Le site d’information du syndicat Solidarnosc nous apprend également qu’« une vidéo circule sur les réseaux sociaux montrant des hommes soufflant de la fumée de cigarette dans les yeux d’un enfant pour le faire pleurer ».
La reprise en boucle des images de détresse de migrants a un effet immédiat : bientôt, des voix s’élèvent, comme celle de Daniel Cohn Bendit sur LCI le 10 novembre, pour que les pays d’Europe de l’ouest accueillent les migrants amenés pour l’occasion en Europe de l’est. La solution à l’agression biélorusse n’est désormais plus le refoulement des migrants et leur rapatriement par les autorités biélorusses dans leur pays d’origine. Non, la solution qui semble apparaitre comme une évidence est leur prise en charge par les pays de l’Union européenne.
Cette stratégie en entonnoir, qui aboutit à présenter une capitulation comme la seule issue possible, est illustrée de façon machiavélique par Olivier Truchot quand il interroge sur BFM TV le 11 novembre Julien Odoul sur la conduite à tenir vis-à-vis des migrants bloqués à la frontière.

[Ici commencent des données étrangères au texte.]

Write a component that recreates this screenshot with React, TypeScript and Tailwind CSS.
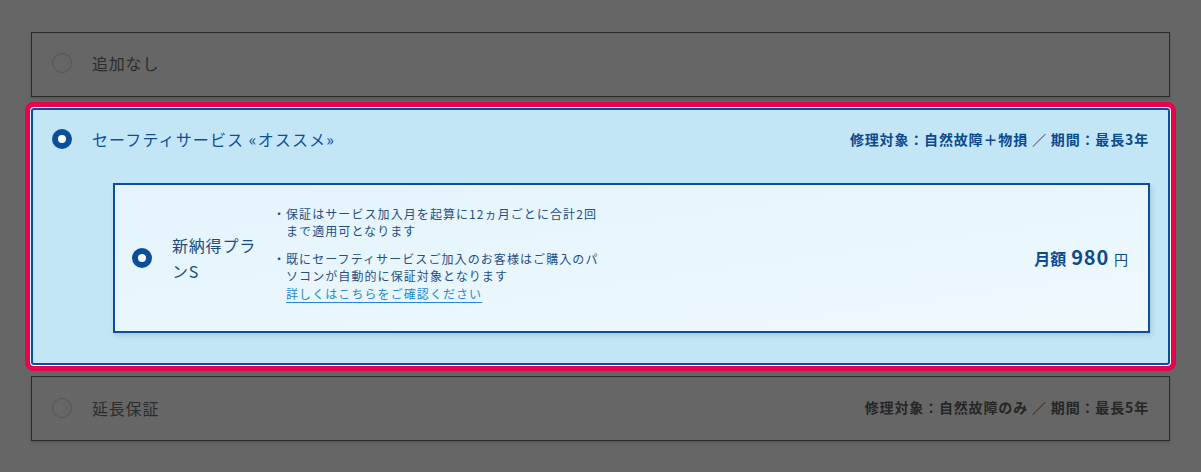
const jp = { fontFamily: '"Noto Sans CJK JP", "Noto Sans", sans-serif' };

function Radio({ checked, dim }: { checked?: boolean; dim?: boolean }) {
  if (checked) {
    return <span className="block w-5 h-5 rounded-full border-[6px] border-[#0b4f9c] bg-white shrink-0" />;
  }
  return (
    <span
      className={`block w-5 h-5 rounded-full border shrink-0 ${dim ? 'border-[#555] bg-[#666]' : 'border-gray-400 bg-white'}`}
    />
  );
}

export default function App() {
  return (
    <div className="w-[1201px] h-[472px] bg-[#666666] px-[31px] pt-[32px]" style={jp}>
      {/* 追加なし */}
      <div className="h-[65px] border border-[#2a2a2a] flex items-center pl-[20px] pb-[3px] gap-5 shadow-[0_2px_3px_rgba(0,0,0,0.15)]">
        <Radio dim />
        <span className="text-[16px] text-[#2c2c2c] tracking-[0.05em]">追加なし</span>
      </div>

      {/* セーフティサービス */}
      <div className="mt-[11px] rounded-[3px] border-2 border-[#0b4f9c] bg-[#c3e6f7] shadow-[0_0_0_1px_#ffffff,0_0_0_6px_#e8034d] pb-[30px]">
        <div className="h-[60px] flex items-center pl-[19px] pr-[19px] pb-[2px]">
          <Radio checked />
          <span className="ml-5 text-[16px] text-[#0f4f97] tracking-[0.07em]">セーフティサービス «オススメ»</span>
          <span className="ml-auto text-[14px] font-bold text-[#0c4a8e] tracking-[0.06em]">
            修理対象：自然故障＋物損 ／ 期間：最長3年
          </span>
        </div>
        <div className="mt-[13px] ml-[80px] mr-[18px] h-[150px] border-2 border-[#0b4f9c] bg-gradient-to-br from-[#e4f3fc] to-[#eef9fe] shadow-[2px_3px_5px_rgba(0,0,0,0.12)] flex items-center pl-[17px] pr-[20px]">
          <Radio checked />
          <div className="ml-5 w-[88px] text-[16px] leading-[26px] text-[#1d4b80] tracking-[0.05em]">新納得プランS</div>
          <div className="ml-[13px] w-[330px] text-[12px] leading-[17px] text-[#244f85] tracking-[0.09em] flex flex-col gap-[11px] mt-[-9px]">
            <div className="flex">
              <span className="w-[13px] shrink-0">・</span>
              <span>保証はサービス加入月を起算に12ヵ月ごとに合計2回まで適用可となります</span>
            </div>
            <div className="flex">
              <span className="w-[13px] shrink-0">・</span>
              <span>
                既にセーフティサービスご加入のお客様はご購入のパソコンが自動的に保証対象となります
                <br />
                <a className="inline-block mt-[1px] text-[#1f8ad0] underline underline-offset-[3px]">詳しくはこちらをご確認ください</a>
              </span>
            </div>
          </div>
          <div className="ml-auto flex items-baseline text-[#0c4a8e] mb-[2px]">
            <span className="text-[16px] font-bold">月額</span>
            <span className="ml-[5px] text-[20px] font-bold tracking-[0.04em]">980</span>
            <span className="ml-[5px] text-[14px]">円</span>
          </div>
        </div>
      </div>

      {/* 延長保証 */}
      <div className="mt-[11px] h-[65px] border border-[#2a2a2a] flex items-center pl-[20px] pr-[20px] pb-[2px] gap-5 shadow-[0_2px_3px_rgba(0,0,0,0.15)]">
        <Radio dim />
        <span className="text-[16px] text-[#2c2c2c] tracking-[0.05em]">延長保証</span>
        <span className="ml-auto text-[14px] font-bold text-[#262626] tracking-[0.06em]">
          修理対象：自然故障のみ ／ 期間：最長5年
        </span>
      </div>
    </div>
  );
}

Après que Julien Odoul ait affirmé qu’il ne fallait pas accueillir les migrants dont certains sont « potentiellement dangereux », Olivier Truchot lui demande, de façon faussement ingénue : « alors on les laisse mourir de froid ? ». Julien Odoul répond maladroitement par l’affirmative, ce qui ne manque pas de faire le tour des réseaux sociaux.
Bien que Julien Odoul affirme finalement que « non, on ne laisse pas mourir de froid, on les laisse en dehors des frontières de l’Europe », Charles Consigny sonne l’hallali sur RMC. Il s’empresse de dénoncer le « purin » et la course aux propos nazillons, ce qui lui vaut d’être chaudement félicité sur Twitter par Edwy Plenel, toujours prompt à se mobiliser quand on parle de musulmans.
Le site qatari Al Jazeera (AJ+) ne manque pas de contribuer à la pression contre les pays d’Europe de l’ouest afin qu’ils accueillent les musulmans massés à la frontière polonaise. Comme en 2015 avec le jeune Alan Kurdi, la chaine qatari donne à voir une nouvelle illustration de la vulnérabilité en diffusant une vidéo montrant Temen, un enfant kurde qui veut devenir médecin, mais qui est bloqué à la frontière entre la Biélorussie et la Pologne. Le message implicite est qu’en bloquant les frontières, vous êtes non seulement cruels, mais vous vous privez également d’un jeune qui pourrait vous soigner.
L’objectif du gouvernement biélorusse est désormais atteint : faire passer le conflit qu’il a organisé de la géopolitique à l’humanitaire, avec un camp du mal nommément désigné, constitué par la Pologne et plus largement les populistes, parce que ce pays défend fermement ses frontières.
Le matraquage médiatique aboutit à ce que la responsabilité de la prise en charge des migrants passe de façon presque limpide de la Biélorussie à la Pologne, et plus largement aux pays de l’Union européenne. Quoi que l’on pense du conflit en cours, on ne peut que saluer la maestria du gouvernement biélorusse dans cet exercice réussi de manipulation de l’opinion publique.